Now that “Shadow Array” is completed, Ware marvels at how his prized internship, which sprang from key contacts at CAM, led to a job on one of the largest public art installations on the planet. “Being an artist myself, it’s great to be recognized for having skills to help another artist create something that he wants,” he says. “That was kind of my home run, and to be able to work on it for such a long time was just amazing. I like art and I like to be able to make it, and it has just been phenomenal to make something like this — this large that everybody is going to be able to enjoy.”
Ware’s metal-working background proved to be indispensable because the project on the doorstep of the nation’s fifth-busiest airport involved a lot of steel and many hand-crafted tools and parts. Special knives were created to peel the logs. Welding jigs were fashioned to allow the union of nuts and bolts — sometimes 200 times over.
“Now that it’s all together it looks so much more simple,” Ware says. “But that’s not what I remember; there was so much to it. Making the metal posts, for example. Each one was a different size.”
The real stars of the show, though, are the logs that were positioned into place by a crane. Reaching 75 feet, they are from some of Colorado’s tallest trees. The defining signature of this stand of timber is its unfortunate end; the trees are old-growth Engelmann spruce from the Rio Grande Forest in southern Colorado. Ware recalls peeling the bark and seeing swarms of beetles scurrying inside chewed-away portions of log.
“These are beetle-kill logs and by using them in the sculpture you’re giving something new life,” Ware says with a smile. In this second life, the timber works in concert with the sun. “Patrick likes to work with light and shadow. The logs alter the aspects of light and shadow and creates this really interesting effect.”
Marold says the overall idea was to enliven and beautify the valley, which will welcome thousands of passengers each day via the University of Colorado A Line, which, beginning in spring 2016, will travel between DIA and Union Station.
Marold says his piece is all about solar exposure and the way precisely-spaced logs interact with their own shadows. “The patterns change throughout the day — they’re always different,” he says. “And at night there’s a lighting component that will enhance and activate the valley as well. It will be a subtle dimming and movement of the lights.”

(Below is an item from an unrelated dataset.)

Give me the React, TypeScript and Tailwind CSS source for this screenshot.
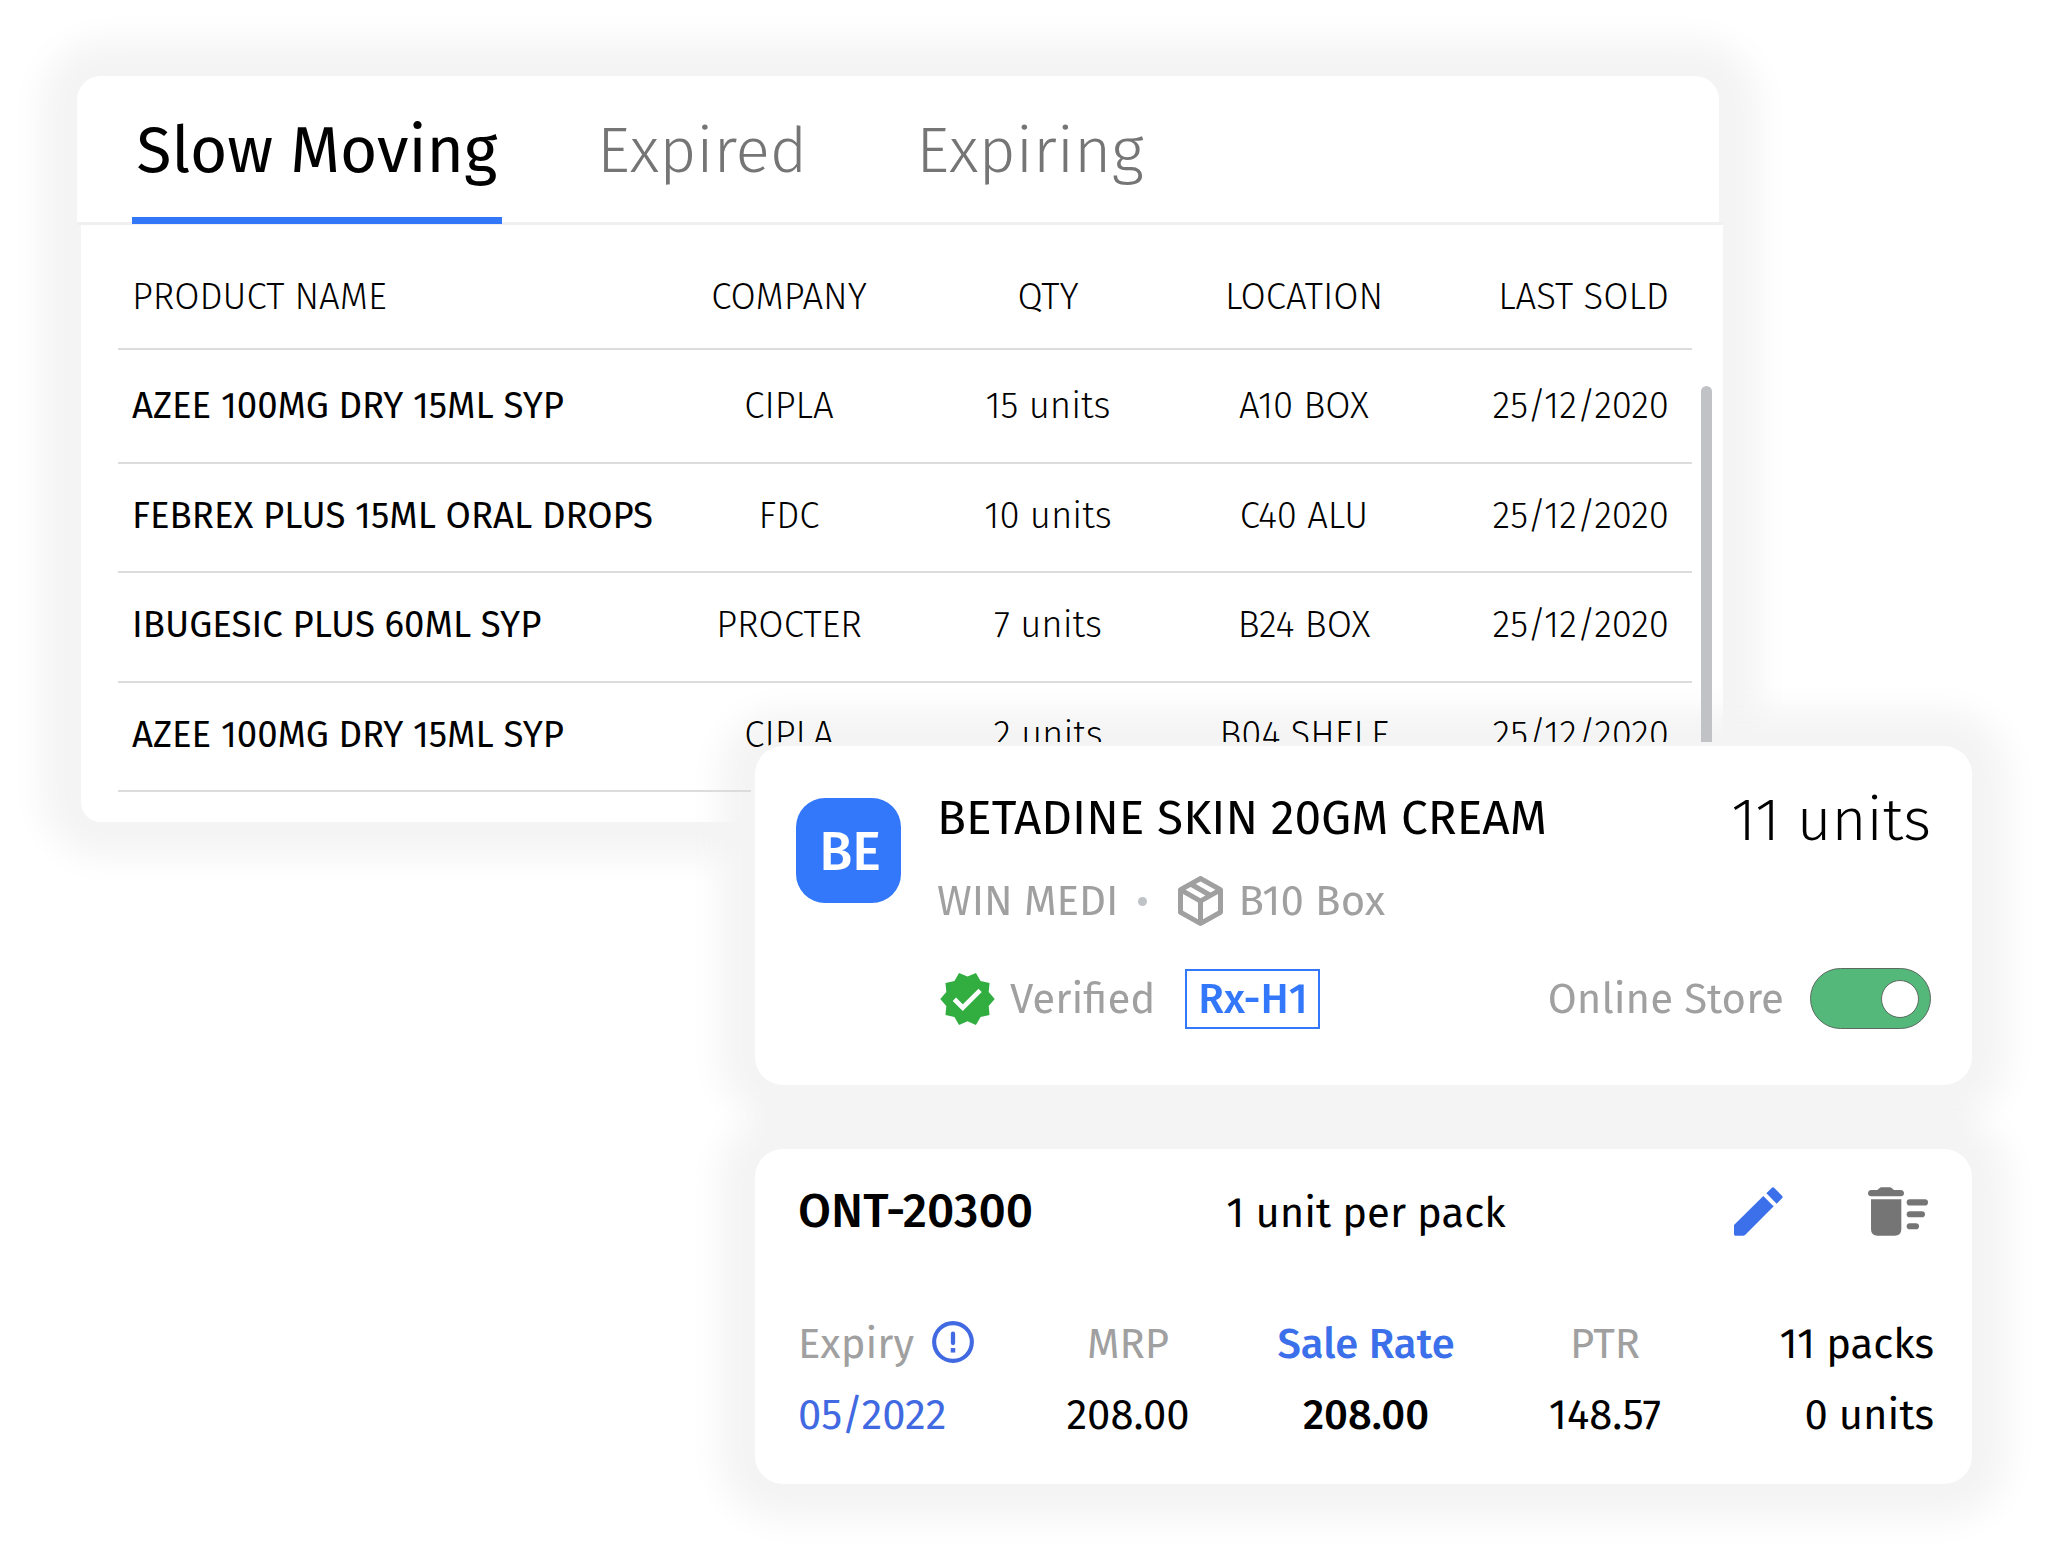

Marold assembled a small but talented team of artists, fabricators and even musicians to work on the installation. He connected with Ware through CAM’s Dean’s Advisory Council, a group of CAM alumni and community leaders who are enmeshed in the local art scene. Ware was paired with an internship advisor at CU Denver’s Experiential Learning Center who helped him through the paperwork of this once-in-a-lifetime internship.
Marold put Ware to work peeling, welding and fabricating. “Walter came in with a lot of experience in metal-working,” the artist says. “He learned all the steps along the way that we learned. He’s been great … and I think it’s really helped set him up. He’ll graduate this semester and who knows what he’ll do from here, but to to have this kind of experience in school — to see a project this big all the way through — I think it’s been a really rich experience for him.”
‘I can make that happen’
Ware spent long but rewarding days at the hangar-turned-studio in Watkins, where his labors added to “Mount Chipawalla,” the ever-growing pile of wood shavings. After each exhausting shift, he brushed off the sawdust and drove home, where he beelined for a soak in a heap of warm suds.
He showed pictures of the progress to his family — his wife of 22 years and five children who range in age from 12 to 26. The oldest has graduated from CU-Boulder, and two other children, a daughter and son, are currently studying there. Ware’s oldest son, Walter Ware IV, is considering CU Denver to study mechanical engineering.
Ware figures that one day next spring he’ll join his family on a light-rail trip — they live near a station — to show off what Pop was doing all those days in the hangar.
“It’s bittersweet,” he says of the project. “When I wasn’t in class I was here working on this. And now it’s over. It’s kind of like raising your kids up to a certain age and then letting them go.”
Ware enhanced his perseverance skills during six years in the Army National Guard (19th Special Forces Group). At CU Denver, “The sculpture department has been amazing. It’s a really supportive program,” he says. “My fellow sculptors — it’s a small group of maybe 10 sculptors — make for a very nurturing society.”
After graduation, Ware would consider working for another artist, but his main goal is to establish his own studio. His dream is to create public art pieces of his own.
With two degrees and a home run of an internship, Ware is contemplating an array of options. The future is brighter now that he’s proven, through sharpness of mind and strength of body, that he can tackle just about anything.
“This project was so big, it’s just amazing,” Ware says. “I’ve learned that something this large can actually be done without having hundreds of people working on it. Now, when I look at (doing) a project, I can think big and realize that I can make that happen.”
Getting the most from faculty, scholarships
Walter Ware III credits CU Denver faculty in the sculpture department for helping him grow as an artist, including Associate Professor Rian Kerrane, Senior Instructor Michael Brohman and Phil Mann, sculpture studio manager.
Ware won a couple scholarships as a student. He earned a Boettcher Foundation Opportunity Award the last two years and he received the Benjamin A. Gilman International Scholarship, a CU Denver Global Study Scholarship, to fund a summer study program in Kerrane’s native Ireland. While participating in a Maymester program in Kansas, Ware became a guest blacksmith and helped build a Japanese-style iron-making furnace.